While the exposure draft Bill took an approach of amending the definition of conflicted remuneration to include references to personal advice in each of the limbs of the definition, in the Bill as introduced, the definition of conflicted remuneration is unamended. In its place there is an exception in the proposed section 963B(6). This exception is very narrow and potentially unworkable commercially. It is narrow in that it only applies to monetary benefits given to an employee of an AFS licensee if:

  • the benefit is given in relation to general advice provided by the employee
  • the employee has not given personal advice to that retail client in the 12 months immediately before the benefit is given; and
  • the financial product in relation to which the benefit is given is a product issued or sold by the AFS licensee.
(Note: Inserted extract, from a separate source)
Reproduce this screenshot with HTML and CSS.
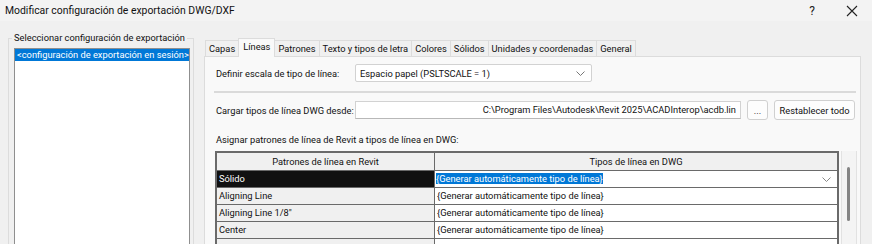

While this appears to be a sensible exception to reflect the policy that it is appropriate to strike a balance between the legitimate interest of a product manufacturer to sell their own product through their employees where no personal advice is provided and the protection of consumers, the narrow drafting of the provision is unlikely to achieve this policy objective. There are a number of problems with the approach implemented by the Bill:

  • First, if the employee has given any personal advice in the previous 12 months, even relating to a product that is exempt from the conflicted remuneration ban such as a basic deposit product, the exception cannot apply. This is the case even if the benefit relates to general advice on a different product given at a different time.
  • Secondly the exception would not apply where the relevant product is issued or sold by another member of the group of companies to which the employee belongs. In large licensees, many employees may be employed by a service company or a different company to the AFS licencees that issue financial products.
  • Finally we think the drafters have used the word “sale” in a loose way that is difficult to reconcile with other sections of the Corporations Act in which this word is used in a very different context. 

There are also a number of other technical issues.
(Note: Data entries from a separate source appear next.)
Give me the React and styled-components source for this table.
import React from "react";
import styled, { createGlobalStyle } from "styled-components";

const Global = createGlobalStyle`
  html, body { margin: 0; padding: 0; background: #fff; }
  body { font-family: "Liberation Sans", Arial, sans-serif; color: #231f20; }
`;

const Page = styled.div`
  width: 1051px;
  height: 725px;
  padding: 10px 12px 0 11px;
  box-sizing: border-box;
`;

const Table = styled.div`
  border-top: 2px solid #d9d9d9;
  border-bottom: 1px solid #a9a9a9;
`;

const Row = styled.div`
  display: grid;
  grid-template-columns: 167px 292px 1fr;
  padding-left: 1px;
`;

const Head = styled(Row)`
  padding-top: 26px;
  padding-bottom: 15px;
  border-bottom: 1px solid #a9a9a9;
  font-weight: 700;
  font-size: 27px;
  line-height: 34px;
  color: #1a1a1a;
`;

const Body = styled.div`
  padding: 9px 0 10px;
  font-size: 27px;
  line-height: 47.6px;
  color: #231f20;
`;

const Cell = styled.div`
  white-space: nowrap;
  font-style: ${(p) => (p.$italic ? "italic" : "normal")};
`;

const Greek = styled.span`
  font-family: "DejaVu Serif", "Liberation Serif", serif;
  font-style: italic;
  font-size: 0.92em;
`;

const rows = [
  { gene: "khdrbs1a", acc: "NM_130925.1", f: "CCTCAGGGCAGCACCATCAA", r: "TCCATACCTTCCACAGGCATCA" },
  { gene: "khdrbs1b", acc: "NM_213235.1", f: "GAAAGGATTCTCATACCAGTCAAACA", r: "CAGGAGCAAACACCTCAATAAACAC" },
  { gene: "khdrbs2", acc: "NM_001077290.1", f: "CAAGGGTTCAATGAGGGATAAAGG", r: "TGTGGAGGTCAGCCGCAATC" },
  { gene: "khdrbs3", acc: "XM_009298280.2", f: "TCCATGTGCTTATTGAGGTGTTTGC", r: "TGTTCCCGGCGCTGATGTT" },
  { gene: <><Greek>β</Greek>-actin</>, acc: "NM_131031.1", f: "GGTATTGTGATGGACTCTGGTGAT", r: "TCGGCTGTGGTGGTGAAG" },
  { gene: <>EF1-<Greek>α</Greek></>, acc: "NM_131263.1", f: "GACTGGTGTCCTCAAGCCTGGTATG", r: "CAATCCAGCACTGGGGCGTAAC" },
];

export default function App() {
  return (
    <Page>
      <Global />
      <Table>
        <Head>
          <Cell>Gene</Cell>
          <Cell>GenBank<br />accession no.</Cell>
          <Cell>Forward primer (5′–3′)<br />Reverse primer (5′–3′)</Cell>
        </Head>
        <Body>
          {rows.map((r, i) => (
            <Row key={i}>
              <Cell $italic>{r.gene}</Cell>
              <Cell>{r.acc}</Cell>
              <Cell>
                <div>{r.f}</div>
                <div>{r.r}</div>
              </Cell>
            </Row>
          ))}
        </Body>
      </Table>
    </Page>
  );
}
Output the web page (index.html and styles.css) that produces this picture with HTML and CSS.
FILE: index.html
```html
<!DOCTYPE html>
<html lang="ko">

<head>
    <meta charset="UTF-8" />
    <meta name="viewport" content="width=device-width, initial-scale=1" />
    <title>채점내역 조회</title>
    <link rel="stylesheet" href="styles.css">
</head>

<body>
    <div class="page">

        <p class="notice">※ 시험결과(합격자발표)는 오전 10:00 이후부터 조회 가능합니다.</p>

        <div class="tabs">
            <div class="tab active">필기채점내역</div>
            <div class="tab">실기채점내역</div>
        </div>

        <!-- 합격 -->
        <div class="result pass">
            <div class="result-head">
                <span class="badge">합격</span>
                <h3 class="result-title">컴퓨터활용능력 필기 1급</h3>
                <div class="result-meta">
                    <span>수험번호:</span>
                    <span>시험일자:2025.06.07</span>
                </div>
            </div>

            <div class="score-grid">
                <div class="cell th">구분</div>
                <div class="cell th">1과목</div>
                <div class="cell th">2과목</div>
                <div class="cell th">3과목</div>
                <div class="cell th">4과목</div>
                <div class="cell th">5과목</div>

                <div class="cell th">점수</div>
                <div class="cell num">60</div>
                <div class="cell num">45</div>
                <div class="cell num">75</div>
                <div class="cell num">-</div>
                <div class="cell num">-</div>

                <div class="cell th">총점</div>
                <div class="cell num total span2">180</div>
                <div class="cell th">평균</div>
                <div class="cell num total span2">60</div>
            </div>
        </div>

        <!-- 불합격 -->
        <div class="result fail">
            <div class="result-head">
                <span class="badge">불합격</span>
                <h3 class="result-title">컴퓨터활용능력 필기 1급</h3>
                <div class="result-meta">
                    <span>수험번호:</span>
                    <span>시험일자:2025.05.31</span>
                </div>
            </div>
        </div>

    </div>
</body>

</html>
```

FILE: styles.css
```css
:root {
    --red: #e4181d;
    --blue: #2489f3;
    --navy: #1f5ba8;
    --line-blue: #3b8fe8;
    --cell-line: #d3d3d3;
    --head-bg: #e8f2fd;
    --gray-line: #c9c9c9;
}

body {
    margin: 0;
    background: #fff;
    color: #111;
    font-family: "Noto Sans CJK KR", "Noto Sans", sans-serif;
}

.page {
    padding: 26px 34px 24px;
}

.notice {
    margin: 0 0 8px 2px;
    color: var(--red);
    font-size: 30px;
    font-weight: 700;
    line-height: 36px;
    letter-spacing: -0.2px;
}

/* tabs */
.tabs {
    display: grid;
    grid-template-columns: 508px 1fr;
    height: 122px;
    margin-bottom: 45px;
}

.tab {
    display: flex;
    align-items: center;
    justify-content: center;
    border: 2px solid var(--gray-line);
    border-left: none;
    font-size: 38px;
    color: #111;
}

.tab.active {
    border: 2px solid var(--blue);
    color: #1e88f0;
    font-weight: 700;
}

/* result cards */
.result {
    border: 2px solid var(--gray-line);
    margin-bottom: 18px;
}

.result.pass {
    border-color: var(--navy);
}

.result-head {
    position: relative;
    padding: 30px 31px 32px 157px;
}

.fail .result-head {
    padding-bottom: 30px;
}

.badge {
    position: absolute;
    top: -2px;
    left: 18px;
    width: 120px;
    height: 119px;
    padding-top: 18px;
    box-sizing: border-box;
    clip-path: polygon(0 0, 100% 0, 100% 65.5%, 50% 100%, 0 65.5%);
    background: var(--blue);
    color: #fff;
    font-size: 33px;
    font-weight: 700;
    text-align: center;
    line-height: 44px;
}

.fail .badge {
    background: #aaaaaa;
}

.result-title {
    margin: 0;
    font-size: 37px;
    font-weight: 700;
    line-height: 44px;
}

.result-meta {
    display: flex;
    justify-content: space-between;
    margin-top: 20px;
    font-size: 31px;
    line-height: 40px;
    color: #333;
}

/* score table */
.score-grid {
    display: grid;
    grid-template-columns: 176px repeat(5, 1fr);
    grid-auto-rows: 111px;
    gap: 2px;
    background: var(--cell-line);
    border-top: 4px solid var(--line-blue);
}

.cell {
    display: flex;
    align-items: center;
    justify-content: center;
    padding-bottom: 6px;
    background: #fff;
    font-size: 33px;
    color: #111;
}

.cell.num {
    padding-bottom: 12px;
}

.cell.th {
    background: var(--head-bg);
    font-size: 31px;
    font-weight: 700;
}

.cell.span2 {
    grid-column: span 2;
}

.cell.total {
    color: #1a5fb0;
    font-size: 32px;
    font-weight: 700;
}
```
While a new regulation making power has been introduced to clarify the operations and scope of exceptions, inexplicably it only applies to the exceptions in section 963B(1) and not to the other exceptions in section 963B, meaning that these issues cannot be addressed either through regulation or ASIC relief (as ASIC also has no power to address them).

Removal of the “catch-all” provision

Significantly, the Bill follows through with the Government’s intention to repeal the “catch-all” provision of the best-interests duty – the provision that requires advisers to prove they have “taken any other step that, at the time the advice is provided, would reasonably be regarded as being in the best interest of the client, given the client’s relevant circumstances.”

In an apparent response to the consumer group and media reaction to the exposure draft, the Explanatory Memorandum contains a more detailed explanation of the rationale behind the removal of section 961B(2)(g), namely to remove the “significant legal uncertainty” over how financial advice providers can satisfy their duties to the client.

The Explanatory Memorandum argues that “Even without paragraph 961B(2)(g), subsection 961B(2) still sets a high standard for providers to show they have acted in the best interests of their client”.

Facilitation of Scaled Advice

As foreshadowed in the exposure draft, the Bill inserts a provision to remove any doubt as to whether a client and adviser can agree on the scope of advice to be provided. In addition, the Bill inserts an example of how a client and adviser might agree to narrow the scope of advice, and notes that the obligations of Division 2 of Part 7.7A apply to the advice that is ultimately sought.

Interaction between the best interests duty and the appropriate advice requirement

A new feature of the Bill is the modification of the relationship between the best interests duty in section 961B, and the separate requirement in section 961G that advice be appropriate to the client.

In its current form, section 961G requires that the adviser only provide the advice “if it would be reasonable to conclude that the advice is appropriate to the client, had the provider satisfied the duty under section 961B to act in the best interests of the client”. The Bill changes this requirement, so that the advice may only be provided if it would be reasonable to conclude that the advice is appropriate to the client “having regard to section 961B”.

The Explanatory Memorandum clarifies that while the best interests duty and appropriate advice requirement operate in conjunction, these are separate obligations. The intended effect of the change is to require advisers to consider factors other than their best interests duty when considering the appropriateness of their advice.

This means that, although the best interests duty (as modified by the Bill) will explicitly permit advisers and clients to agree the scope of the advice, the adviser will still need to consider as a separate matter whether the advice (and its scope) is appropriate to the client.

Conflicts and prioritisation of interests

Section 961J(1) currently requires the provider of advice to given priority to the interests of a client, if the provider knows (or reasonably ought to know) that there is a conflict between the interests of the client and those of the provider (or the interest of specified persons associated with the provider).

A limited exemption from this requirement is currently contained in section 961J(2), where a client seeks advice solely on a basis banking product , and the provider of the advice is an agent or employee of an Australian ADI, or someone acting by arrangement with an Australian ADI under that ADI’s name. An existing exemption is also provided in section 961J(3), where the subject matter of the advice sought by the client is solely a general insurance product.

The Bill expands the circumstances in which these exemptions are applicable. The Australian ADI exemption in section 961J(2) will be broadened to include circumstances where the advice sought by clients only relates to a basic banking product, a general insurance product, consumer credit insurance, or any combination of those products.

Further, under the Bill, the advice sought by a client need not solely relate to a general insurance product for the exemption under section 961J(3) to apply. However, the adviser will need to prioritise the interests of the client to the extent that the client seeks advice on subject matters other than general insurance products

Regulations and the next steps

A number of the FoFA wind back proposals were contained in exposure draft regulations issued on 29 January 2014. The Government also announced that it intended to implement measure in the Bill by way of regulation as an interim measure. No draft regulations have yet been released.

The Bill has been referred to the Senate Finance and Public Administration Legislation Committee for inquiry and report by 16 June 2014.

Unfortunately, due to this referral and the uncertain fate of the Bill in the Senate, the status of the legislation may not be known by 1 July 2014, a significant date for FoFA implementation.